Find every line in the records below that holds the word "screenshot", and copy it out.

>> Begin

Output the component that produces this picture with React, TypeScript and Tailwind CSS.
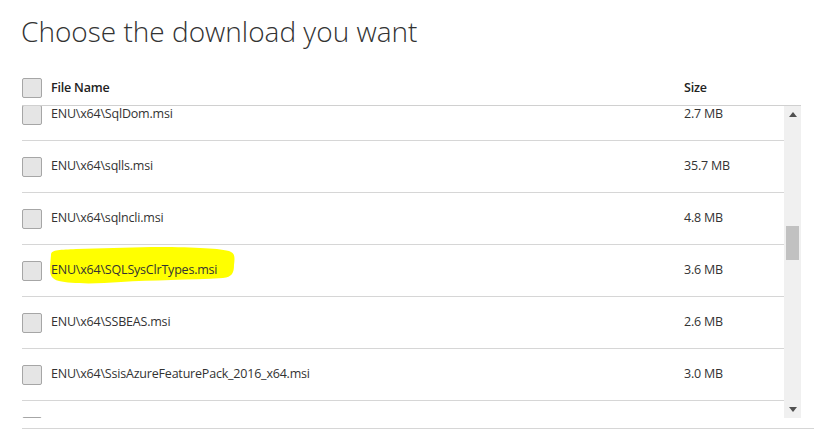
import React from "react";

const files = [
  { name: "ENU\\x64\\SqlDom.msi", size: "2.7 MB" },
  { name: "ENU\\x64\\sqlls.msi", size: "35.7 MB" },
  { name: "ENU\\x64\\sqlncli.msi", size: "4.8 MB" },
  { name: "ENU\\x64\\SQLSysClrTypes.msi", size: "3.6 MB", marked: true },
  { name: "ENU\\x64\\SSBEAS.msi", size: "2.6 MB" },
  { name: "ENU\\x64\\SsisAzureFeaturePack_2016_x64.msi", size: "3.0 MB" },
  { name: "", size: "" },
];

const Box = () => (
  <span className="block w-[20px] h-[20px] shrink-0 rounded-[2px] border border-[#a6a6a6] bg-[#e5e5e5]" />
);

// marker scribble over the highlighted file name
const Highlight = () => (
  <svg
    className="absolute left-[-4px] top-[-18px] pointer-events-none"
    width="200"
    height="50"
    viewBox="46 248 200 50"
  >
    <path
      d="M50,260 C50,254 60,255 75,254 L150,252 C190,252 215,253 228,256 C234,258 234,262 233,270 C233,278 231,282 222,283 C190,285 150,285 120,287 C95,289 70,289 58,286 C50,284 49,280 49,272 Z"
      fill="#ffff00"
    />
  </svg>
);

const Row = ({ name, size, marked }: { name: string; size: string; marked?: boolean }) => (
  <div className="flex items-center h-[52px] border-b border-[#d6d6d6] text-[12.5px] tracking-[-0.2px] text-[#333]">
    <div className="flex items-center w-[662px]">
      <Box />
      <span className="relative ml-[9px]">
        {marked && <Highlight />}
        <span className="relative">{name}</span>
      </span>
    </div>
    <span>{size}</span>
  </div>
);

export default function App() {
  return (
    <div
      className="w-[814px] h-[442px] overflow-hidden bg-white"
      style={{ fontFamily: '"Open Sans", "Noto Sans", sans-serif' }}
    >
      <h1 className="pl-[21px] pt-[11px] h-[69px] text-[28px] leading-[40px] font-light text-[#333]">
        Choose the download you want
      </h1>

      <div className="ml-[22px] w-[779px]">
        {/* Kopfzeile */}
        <div className="flex items-start h-[37px] pt-[9px] border-b border-[#d0d0d0] text-[12.5px] tracking-[-0.2px] text-[#222]">
          <div className="flex items-center w-[662px]">
            <Box />
            <span className="ml-[9px] font-semibold">File Name</span>
          </div>
          <span className="font-semibold leading-[20px]">Size</span>
        </div>

        <div className="flex h-[312px]">
          <div className="flex-1 overflow-hidden">
            <div className="mt-[-17px]">
              {files.map((f, i) => (
                <Row key={i} {...f} />
              ))}
            </div>
          </div>

          {/* Scrollleiste */}
          <div className="flex flex-col items-center w-[17px] bg-[#f0f0f0]">
            <div className="flex items-center justify-center h-[17px] w-full">
              <svg width="8" height="5" viewBox="0 0 8 5">
                <path d="M0 5 L4 0 L8 5 Z" fill="#505050" />
              </svg>
            </div>
            <div className="mt-[103px] w-[13px] h-[34px] bg-[#c1c1c1]" />
            <div className="flex-1" />
            <div className="flex items-center justify-center h-[17px] w-full">
              <svg width="8" height="5" viewBox="0 0 8 5">
                <path d="M0 0 L4 5 L8 0 Z" fill="#505050" />
              </svg>
            </div>
          </div>
        </div>
      </div>

      <div className="ml-[22px] mt-[10px] border-t border-[#d6d6d6]" />
    </div>
  );
}
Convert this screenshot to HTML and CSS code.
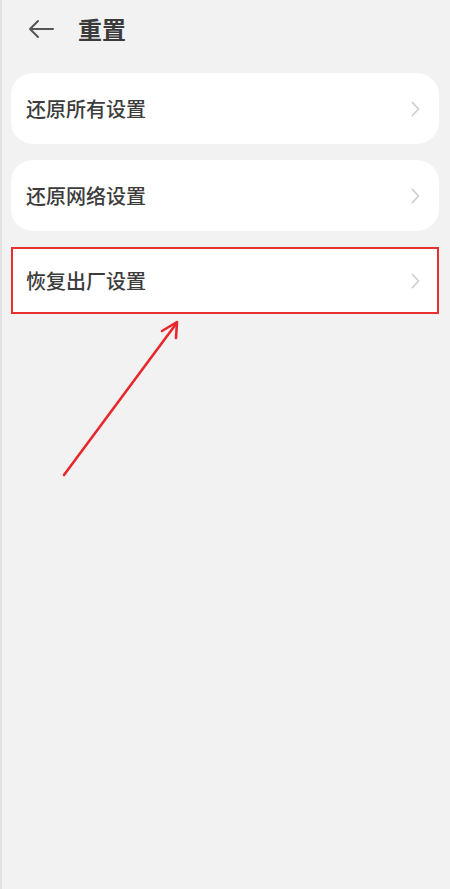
FILE: index.html
```html
<!DOCTYPE html>
<html lang="zh-CN">
<head>
<meta charset="utf-8">
<link rel="stylesheet" href="styles.css">
</head>
<body>
<div class="page">
  <header class="topbar">
    <svg class="back" width="26" height="20" viewBox="0 0 26 20"><path d="M25 10H2M10 2L2 10l8 8" fill="none" stroke="#555" stroke-width="2" stroke-linecap="round" stroke-linejoin="round"/></svg>
    <h1 class="title">重置</h1>
  </header>
  <div class="list">
    <div class="card"><span class="label">还原所有设置</span><svg class="chev" width="9" height="16" viewBox="0 0 9 16"><path d="M1.5 1.5L7.5 8l-6 6.5" fill="none" stroke="#cfcfcf" stroke-width="1.8" stroke-linecap="round" stroke-linejoin="round"/></svg></div>
    <div class="card"><span class="label">还原网络设置</span><svg class="chev" width="9" height="16" viewBox="0 0 9 16"><path d="M1.5 1.5L7.5 8l-6 6.5" fill="none" stroke="#cfcfcf" stroke-width="1.8" stroke-linecap="round" stroke-linejoin="round"/></svg></div>
    <div class="card card-marked"><span class="label">恢复出厂设置</span><svg class="chev" width="9" height="16" viewBox="0 0 9 16"><path d="M1.5 1.5L7.5 8l-6 6.5" fill="none" stroke="#cfcfcf" stroke-width="1.8" stroke-linecap="round" stroke-linejoin="round"/></svg></div>
  </div>
  <svg class="pointer" width="450" height="889" viewBox="0 0 450 889">
    <path d="M64 475L176 324" fill="none" stroke="#e8282a" stroke-width="2.6" stroke-linecap="round"/>
    <path d="M162 331L177 322l-1 16" fill="none" stroke="#e8282a" stroke-width="2.6" stroke-linecap="round" stroke-linejoin="round"/>
  </svg>
</div>
</body>
</html>
```
FILE: styles.css
```css
html, body {
  margin: 0;
  padding: 0;
  background: #f2f2f2;
}
.page {
  position: relative;
  width: 450px;
  height: 889px;
  box-sizing: border-box;
  border-left: 2px solid #e2e2e2;
  background: #f2f2f2;
  font-family: "Noto Sans CJK SC", "Noto Sans", sans-serif;
  color: #333;
  overflow: hidden;
}
.topbar {
  display: flex;
  align-items: center;
  height: 58px;
  padding-left: 26px;
  box-sizing: border-box;
}
.back {
  display: block;
}
.title {
  margin: 0 0 0 24px;
  font-size: 24px;
  font-weight: 700;
  color: #3a3a3a;
  line-height: 1;
}
.list {
  display: flex;
  flex-direction: column;
  gap: 16px;
  padding: 15px 11px 0 9px;
}
.card {
  display: flex;
  align-items: center;
  justify-content: space-between;
  height: 71px;
  background: #fff;
  border-radius: 22px;
  padding: 0 19px 0 15px;
  box-sizing: border-box;
}
.card-marked {
  height: 67px;
  border-radius: 0;
  border: 2px solid #e8302f;
  padding: 0 17px 0 13px;
}
.label {
  font-size: 20px;
  font-weight: 500;
  color: #3c3c3c;
}
.chev {
  display: block;
}
.pointer {
  position: absolute;
  left: -2px;
  top: 0;
  pointer-events: none;
}
```
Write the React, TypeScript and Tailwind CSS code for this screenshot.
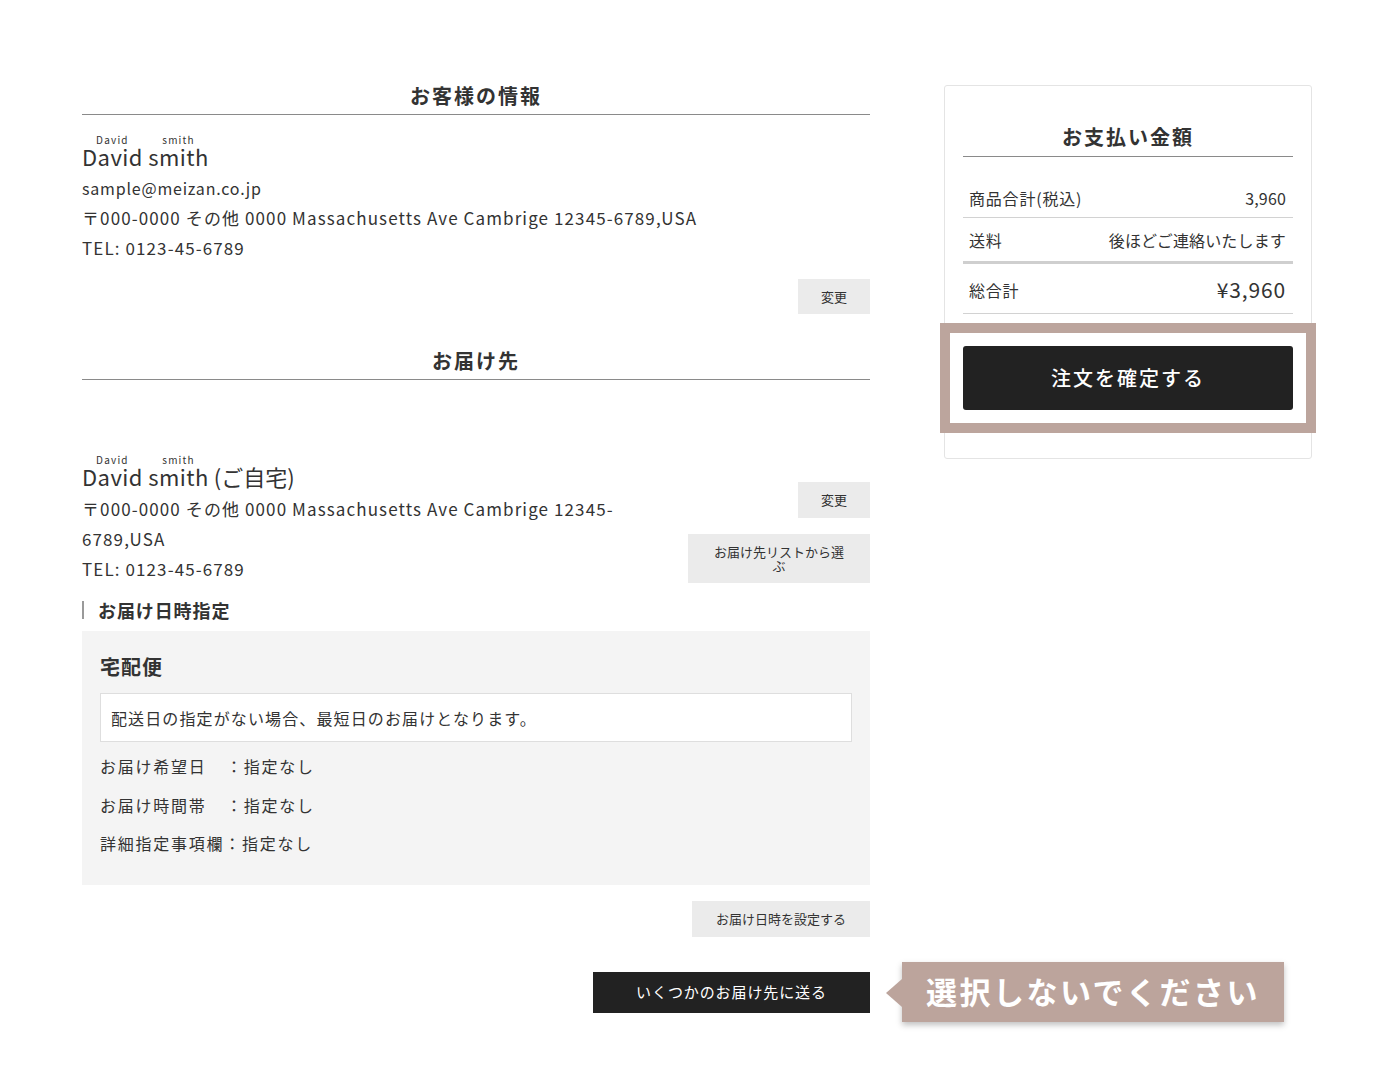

>> End

→ RESPONSE TO THIS TASK:
Convert this screenshot to HTML and CSS code.
Write the React, TypeScript and Tailwind CSS code for this screenshot.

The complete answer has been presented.